Und hier ist die Philosophie gefragt. Denn deren Geschäft ist es seit Sokrates, uns in der alltäglichen Gedankenlosigkeit zu erschüttern, mit der wir die Zauberworte und Wahrheiten des Lebens daher plappern und uns dabei zumeist auch noch einbilden zu wissen, wovon die Rede ist. Das Gerede – wie Martin Heidegger unser achtloses und seichtes Alltagsbewusstsein nannte –ist eines der größten Hindernisse auf dem Weg zu einem erfüllten, eigentlichen und glücklichen Leben.

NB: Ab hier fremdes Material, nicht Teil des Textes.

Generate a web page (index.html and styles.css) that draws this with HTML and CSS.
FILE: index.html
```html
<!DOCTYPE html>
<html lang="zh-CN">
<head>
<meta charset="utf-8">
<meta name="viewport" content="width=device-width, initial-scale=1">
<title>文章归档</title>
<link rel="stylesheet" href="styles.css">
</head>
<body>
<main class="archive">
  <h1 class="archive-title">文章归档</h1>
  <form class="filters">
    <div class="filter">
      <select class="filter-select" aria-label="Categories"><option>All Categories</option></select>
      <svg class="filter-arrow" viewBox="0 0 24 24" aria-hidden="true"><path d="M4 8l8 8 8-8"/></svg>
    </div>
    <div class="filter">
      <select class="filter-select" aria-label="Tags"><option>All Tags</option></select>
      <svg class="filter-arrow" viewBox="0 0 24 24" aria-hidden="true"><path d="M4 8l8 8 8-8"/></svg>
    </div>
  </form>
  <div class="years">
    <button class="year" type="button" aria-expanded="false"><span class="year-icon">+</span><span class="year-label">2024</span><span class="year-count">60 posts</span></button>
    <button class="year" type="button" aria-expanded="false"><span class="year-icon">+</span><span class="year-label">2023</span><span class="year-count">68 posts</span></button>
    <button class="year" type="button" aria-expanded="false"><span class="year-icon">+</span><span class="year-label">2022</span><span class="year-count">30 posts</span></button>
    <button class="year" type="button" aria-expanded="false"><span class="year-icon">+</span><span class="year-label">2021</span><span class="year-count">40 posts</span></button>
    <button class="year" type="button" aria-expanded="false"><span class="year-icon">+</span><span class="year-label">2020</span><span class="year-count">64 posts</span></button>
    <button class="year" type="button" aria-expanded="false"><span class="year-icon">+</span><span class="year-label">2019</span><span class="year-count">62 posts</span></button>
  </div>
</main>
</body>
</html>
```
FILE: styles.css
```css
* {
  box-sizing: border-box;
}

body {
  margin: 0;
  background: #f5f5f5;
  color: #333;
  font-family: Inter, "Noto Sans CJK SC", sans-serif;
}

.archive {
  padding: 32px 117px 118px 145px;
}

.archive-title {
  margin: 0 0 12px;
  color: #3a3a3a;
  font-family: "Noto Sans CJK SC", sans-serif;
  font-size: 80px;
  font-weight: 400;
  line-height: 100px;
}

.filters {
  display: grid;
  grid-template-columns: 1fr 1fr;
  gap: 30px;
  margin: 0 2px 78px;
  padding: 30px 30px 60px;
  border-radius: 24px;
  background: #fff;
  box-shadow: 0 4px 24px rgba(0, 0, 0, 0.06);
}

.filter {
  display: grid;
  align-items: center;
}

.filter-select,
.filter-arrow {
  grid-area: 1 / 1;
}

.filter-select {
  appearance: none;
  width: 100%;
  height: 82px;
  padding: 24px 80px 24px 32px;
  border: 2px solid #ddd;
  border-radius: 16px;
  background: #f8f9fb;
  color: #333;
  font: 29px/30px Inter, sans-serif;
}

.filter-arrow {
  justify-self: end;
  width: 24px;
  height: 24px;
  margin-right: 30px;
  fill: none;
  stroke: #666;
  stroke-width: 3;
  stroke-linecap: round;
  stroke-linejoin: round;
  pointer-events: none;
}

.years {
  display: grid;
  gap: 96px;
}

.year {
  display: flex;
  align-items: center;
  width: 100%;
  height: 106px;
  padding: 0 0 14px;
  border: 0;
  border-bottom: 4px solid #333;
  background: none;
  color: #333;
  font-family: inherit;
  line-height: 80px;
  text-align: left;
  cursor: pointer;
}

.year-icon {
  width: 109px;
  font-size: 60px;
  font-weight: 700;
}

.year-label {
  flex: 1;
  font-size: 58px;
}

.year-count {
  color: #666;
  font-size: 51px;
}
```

Dieses Hindernis aus dem Weg zu räumen, war der erste und wichtigste Schritt der philosophischen Gesprächskunst des Sokrates, dieses Meisters einer „wissenden Unwissenheit“, deren Wahlspruch lautet: „Ich weiß, dass ich nichts weiß.“. Zu den Erfahrungen des Sokrates gehörte freilich auch, dass man sich keineswegs Freunde damit macht, Menschen in ihrem Alltagsbewusstsein zu erschüttern – vor allem dann nicht, wenn man sie in ihrem Verständnis gerade derjenigen Konzepte erschüttert, mit denen sie sich identifizieren, auf denen sie ihr Selbstverständnis und Selbstwertgefühl bauen. Glück ist ein solches Konzept. Wer Menschen in ihrem Verständnis vom Glück in Frage stellt, läuft Gefahr, Hass und Ablehnung zu ernten. Sokrates wurde zum Tode verurteilt.

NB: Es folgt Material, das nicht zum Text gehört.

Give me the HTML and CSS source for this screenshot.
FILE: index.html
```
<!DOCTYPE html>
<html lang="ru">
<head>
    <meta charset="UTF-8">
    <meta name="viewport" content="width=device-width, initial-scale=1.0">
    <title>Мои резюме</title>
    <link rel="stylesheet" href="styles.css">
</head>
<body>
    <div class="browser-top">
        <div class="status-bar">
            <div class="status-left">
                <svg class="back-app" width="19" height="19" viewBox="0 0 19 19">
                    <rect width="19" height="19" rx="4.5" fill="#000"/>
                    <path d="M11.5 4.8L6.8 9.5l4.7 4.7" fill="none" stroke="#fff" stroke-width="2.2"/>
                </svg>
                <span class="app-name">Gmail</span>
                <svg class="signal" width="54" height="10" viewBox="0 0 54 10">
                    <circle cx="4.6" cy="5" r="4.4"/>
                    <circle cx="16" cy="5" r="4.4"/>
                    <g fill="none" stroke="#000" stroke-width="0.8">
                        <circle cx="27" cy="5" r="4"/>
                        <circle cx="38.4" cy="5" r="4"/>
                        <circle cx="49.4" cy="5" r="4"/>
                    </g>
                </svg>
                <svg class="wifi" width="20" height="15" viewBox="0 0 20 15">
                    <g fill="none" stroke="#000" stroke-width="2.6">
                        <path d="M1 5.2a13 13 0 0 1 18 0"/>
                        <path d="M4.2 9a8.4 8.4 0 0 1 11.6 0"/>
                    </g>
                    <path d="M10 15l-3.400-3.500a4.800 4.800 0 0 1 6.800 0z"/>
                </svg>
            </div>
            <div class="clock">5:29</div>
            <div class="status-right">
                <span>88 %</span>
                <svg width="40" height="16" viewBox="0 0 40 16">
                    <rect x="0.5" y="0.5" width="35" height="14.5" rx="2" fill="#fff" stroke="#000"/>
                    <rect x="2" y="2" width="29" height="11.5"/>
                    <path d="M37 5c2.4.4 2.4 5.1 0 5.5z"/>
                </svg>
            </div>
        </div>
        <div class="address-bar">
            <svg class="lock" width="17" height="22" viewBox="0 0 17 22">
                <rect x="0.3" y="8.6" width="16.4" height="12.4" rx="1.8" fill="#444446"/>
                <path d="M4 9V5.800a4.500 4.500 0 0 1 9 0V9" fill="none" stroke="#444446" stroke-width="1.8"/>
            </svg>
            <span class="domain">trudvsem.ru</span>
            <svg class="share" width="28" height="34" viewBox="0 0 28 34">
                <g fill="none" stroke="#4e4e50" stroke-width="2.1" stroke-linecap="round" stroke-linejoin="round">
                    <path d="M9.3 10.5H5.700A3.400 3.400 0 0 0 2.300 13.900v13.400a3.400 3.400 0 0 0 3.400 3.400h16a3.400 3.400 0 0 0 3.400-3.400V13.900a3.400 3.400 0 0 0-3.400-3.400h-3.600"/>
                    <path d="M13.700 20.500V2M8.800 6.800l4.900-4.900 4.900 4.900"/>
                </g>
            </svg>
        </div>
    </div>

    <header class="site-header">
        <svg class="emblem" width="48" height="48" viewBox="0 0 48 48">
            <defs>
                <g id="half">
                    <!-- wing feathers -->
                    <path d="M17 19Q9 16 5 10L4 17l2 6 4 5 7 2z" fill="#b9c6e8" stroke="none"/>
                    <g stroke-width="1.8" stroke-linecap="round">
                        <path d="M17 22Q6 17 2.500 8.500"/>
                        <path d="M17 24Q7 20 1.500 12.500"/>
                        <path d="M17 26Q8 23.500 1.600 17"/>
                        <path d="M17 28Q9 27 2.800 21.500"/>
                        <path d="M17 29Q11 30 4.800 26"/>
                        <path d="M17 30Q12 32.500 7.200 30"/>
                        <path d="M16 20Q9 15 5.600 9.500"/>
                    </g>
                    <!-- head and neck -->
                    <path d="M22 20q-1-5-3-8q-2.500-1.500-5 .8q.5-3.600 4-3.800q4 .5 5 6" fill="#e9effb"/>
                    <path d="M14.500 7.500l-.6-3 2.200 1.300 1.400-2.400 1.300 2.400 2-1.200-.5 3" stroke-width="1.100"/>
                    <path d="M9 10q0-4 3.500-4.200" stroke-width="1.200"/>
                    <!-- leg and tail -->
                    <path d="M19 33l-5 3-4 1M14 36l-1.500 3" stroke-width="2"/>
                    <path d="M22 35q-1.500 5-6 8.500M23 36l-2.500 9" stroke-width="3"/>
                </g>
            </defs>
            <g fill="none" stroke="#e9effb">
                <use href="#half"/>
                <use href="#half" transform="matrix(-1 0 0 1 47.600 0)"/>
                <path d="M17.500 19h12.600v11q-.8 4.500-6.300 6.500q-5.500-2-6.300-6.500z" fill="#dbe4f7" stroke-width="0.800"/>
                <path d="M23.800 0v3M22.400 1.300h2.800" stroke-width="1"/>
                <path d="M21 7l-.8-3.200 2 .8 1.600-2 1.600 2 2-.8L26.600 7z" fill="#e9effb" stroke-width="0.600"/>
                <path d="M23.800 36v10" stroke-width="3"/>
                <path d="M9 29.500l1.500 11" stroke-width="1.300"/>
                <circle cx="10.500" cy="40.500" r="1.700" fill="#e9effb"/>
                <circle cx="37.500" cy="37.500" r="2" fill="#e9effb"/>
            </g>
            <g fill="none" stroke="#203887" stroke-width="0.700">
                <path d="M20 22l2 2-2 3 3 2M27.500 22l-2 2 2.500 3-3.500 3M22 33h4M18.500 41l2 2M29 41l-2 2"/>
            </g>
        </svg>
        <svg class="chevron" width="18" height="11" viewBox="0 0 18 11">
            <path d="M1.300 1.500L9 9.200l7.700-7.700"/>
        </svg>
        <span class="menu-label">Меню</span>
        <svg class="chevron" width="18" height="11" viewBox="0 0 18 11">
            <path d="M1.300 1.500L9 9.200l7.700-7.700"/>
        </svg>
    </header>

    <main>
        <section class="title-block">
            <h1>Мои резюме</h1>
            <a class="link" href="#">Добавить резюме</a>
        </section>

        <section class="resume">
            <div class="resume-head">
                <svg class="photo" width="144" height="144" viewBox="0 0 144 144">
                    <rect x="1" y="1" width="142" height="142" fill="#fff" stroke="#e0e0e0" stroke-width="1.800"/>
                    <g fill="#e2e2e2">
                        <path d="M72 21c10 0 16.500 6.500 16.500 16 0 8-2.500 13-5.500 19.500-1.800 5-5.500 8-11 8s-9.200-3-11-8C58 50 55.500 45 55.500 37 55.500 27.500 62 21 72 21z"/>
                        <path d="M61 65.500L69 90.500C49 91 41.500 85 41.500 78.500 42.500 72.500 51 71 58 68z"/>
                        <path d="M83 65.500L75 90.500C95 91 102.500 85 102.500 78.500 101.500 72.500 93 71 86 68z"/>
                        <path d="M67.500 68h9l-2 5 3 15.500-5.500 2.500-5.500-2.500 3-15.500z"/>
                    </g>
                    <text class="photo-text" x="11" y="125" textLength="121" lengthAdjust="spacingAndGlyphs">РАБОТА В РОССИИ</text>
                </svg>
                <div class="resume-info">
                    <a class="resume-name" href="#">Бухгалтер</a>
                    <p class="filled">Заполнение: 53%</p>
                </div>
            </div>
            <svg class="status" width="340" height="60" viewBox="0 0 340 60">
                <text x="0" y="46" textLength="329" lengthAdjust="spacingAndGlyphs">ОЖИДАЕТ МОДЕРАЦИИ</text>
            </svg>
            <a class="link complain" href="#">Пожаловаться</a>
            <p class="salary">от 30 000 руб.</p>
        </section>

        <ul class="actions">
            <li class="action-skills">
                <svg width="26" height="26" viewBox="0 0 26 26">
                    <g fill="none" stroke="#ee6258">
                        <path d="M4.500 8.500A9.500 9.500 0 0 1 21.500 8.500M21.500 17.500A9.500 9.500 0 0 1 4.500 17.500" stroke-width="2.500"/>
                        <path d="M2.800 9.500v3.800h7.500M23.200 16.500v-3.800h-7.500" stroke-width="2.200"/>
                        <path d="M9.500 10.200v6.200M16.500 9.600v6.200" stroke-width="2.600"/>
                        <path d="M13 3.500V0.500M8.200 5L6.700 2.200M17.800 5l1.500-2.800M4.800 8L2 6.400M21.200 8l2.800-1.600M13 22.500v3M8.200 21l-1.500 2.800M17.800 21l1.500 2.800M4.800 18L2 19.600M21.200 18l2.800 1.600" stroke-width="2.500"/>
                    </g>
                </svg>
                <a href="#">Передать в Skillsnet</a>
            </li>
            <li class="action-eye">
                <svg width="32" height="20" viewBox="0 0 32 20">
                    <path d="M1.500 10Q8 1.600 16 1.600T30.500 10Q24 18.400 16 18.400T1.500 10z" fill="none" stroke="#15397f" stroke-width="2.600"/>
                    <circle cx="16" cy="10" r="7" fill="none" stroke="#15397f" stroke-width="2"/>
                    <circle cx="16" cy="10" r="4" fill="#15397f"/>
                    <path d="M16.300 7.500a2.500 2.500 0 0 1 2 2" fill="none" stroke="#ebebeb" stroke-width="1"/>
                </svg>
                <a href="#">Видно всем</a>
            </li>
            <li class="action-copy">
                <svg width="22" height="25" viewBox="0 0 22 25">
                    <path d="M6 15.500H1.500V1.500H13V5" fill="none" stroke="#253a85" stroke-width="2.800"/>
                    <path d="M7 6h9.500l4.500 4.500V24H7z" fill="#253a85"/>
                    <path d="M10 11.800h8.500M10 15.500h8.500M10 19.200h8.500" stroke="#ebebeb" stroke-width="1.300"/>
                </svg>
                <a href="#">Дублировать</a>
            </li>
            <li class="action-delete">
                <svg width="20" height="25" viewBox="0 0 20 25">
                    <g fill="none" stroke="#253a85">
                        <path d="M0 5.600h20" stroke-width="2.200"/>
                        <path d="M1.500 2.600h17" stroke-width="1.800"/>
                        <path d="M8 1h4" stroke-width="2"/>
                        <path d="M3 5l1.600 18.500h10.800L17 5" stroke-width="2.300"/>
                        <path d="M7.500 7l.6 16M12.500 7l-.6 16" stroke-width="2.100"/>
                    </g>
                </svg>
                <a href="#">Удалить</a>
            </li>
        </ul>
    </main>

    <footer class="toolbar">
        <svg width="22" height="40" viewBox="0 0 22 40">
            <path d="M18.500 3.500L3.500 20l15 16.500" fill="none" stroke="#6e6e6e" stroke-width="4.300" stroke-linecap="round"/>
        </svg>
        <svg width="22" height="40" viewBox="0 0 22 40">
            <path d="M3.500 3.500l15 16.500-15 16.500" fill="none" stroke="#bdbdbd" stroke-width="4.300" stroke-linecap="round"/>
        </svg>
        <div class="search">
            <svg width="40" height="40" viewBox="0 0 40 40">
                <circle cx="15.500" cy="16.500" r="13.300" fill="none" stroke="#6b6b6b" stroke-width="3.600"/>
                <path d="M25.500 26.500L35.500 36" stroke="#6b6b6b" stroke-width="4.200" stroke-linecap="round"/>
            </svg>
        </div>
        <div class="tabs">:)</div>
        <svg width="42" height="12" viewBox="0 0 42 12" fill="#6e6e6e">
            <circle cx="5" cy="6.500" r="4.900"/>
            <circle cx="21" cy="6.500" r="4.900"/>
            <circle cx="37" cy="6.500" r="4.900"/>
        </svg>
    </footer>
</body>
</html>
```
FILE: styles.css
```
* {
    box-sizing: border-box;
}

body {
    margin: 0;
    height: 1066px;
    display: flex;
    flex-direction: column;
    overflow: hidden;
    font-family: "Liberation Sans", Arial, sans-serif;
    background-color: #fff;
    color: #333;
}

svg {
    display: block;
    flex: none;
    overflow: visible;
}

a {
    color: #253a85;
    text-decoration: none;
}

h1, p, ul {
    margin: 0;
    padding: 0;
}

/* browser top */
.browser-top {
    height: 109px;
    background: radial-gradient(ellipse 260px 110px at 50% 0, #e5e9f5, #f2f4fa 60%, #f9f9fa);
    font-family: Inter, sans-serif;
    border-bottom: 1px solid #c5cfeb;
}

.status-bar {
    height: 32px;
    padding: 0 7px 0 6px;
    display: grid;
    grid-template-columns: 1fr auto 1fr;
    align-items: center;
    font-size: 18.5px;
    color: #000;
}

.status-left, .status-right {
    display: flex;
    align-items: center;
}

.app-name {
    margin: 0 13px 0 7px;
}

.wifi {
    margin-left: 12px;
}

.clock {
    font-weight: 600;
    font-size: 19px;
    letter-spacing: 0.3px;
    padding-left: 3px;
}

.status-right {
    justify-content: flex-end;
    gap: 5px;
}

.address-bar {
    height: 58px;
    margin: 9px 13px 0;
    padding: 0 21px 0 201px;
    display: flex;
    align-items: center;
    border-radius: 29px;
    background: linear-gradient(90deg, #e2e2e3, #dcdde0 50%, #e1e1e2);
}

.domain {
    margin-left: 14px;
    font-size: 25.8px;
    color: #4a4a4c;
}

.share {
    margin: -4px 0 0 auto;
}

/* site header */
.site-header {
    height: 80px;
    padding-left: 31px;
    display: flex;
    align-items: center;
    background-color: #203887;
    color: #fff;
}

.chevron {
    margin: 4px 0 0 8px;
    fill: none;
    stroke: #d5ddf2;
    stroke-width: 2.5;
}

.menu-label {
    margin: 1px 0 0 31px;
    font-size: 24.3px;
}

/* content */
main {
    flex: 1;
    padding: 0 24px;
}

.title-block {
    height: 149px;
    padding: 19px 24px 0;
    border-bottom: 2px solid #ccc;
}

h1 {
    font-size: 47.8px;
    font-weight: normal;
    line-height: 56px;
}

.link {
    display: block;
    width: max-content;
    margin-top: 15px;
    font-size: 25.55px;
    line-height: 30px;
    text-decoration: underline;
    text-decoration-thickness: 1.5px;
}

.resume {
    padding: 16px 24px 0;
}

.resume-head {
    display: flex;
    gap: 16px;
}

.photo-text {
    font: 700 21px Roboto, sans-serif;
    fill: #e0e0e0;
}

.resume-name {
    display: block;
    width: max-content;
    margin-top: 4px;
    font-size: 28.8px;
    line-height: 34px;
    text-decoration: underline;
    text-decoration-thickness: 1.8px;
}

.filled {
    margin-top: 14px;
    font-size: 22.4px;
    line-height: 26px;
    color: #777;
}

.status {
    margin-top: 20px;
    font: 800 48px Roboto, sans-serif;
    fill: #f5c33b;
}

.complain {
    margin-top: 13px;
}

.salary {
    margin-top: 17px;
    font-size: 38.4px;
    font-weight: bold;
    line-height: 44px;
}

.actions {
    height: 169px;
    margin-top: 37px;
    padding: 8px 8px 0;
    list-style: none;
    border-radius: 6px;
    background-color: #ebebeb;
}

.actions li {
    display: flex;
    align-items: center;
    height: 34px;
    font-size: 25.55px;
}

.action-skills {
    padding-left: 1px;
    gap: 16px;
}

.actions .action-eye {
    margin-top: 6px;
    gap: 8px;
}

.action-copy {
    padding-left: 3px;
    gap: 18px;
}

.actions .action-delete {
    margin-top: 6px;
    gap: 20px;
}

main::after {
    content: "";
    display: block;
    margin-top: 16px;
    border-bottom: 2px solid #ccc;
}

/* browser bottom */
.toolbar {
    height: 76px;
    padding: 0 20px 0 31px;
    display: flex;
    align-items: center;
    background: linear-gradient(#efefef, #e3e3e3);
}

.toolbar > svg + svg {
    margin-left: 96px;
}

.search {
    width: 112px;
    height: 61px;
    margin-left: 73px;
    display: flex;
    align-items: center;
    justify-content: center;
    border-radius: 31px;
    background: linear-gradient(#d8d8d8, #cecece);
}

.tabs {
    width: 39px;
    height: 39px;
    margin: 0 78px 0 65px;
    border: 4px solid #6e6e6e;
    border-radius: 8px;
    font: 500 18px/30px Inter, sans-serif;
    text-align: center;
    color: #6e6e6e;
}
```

Nun steht dies in unseren Tagen – Gott sei Dank – nicht mehr zu erwarten, und so machen wir uns frohgemut daran, die Philosophie – im Sinne des Sokrates – als einen geistigen Weg wiederzuentdecken: als Weg zu einem in sich stimmigen, gelingenden, glücklichen Leben – als Weg zum großen Glück. Es geht auf diesem Weg weder darum, neues Wissen anzusammeln, noch wissenschaftlich gesicherte Erkenntnis zu gewinnen. Es geht darum, die Oberfläche unseres alltäglichen Geredes zu durchstoßen, in die Tiefe zu gehen, um dort die Weisheit freizusetzen und zuzulassen, die in unseren Herzen immer schon da ist. Und es geht darum, dieser Weisheit Ausdruck zu verleihen, ohne sie dabei sogleich wieder zu banalisieren, trivialisieren, korrumpieren. Es geht darum, vom Glück zu reden, ohne dabei dem Gerede zu verfallen. Aus eben diesem Grunde trägt dieses Buch nicht den Untertitel: Eine Philosophie des Glücks, sondern: Eine Philosophie der Glückseligkeit.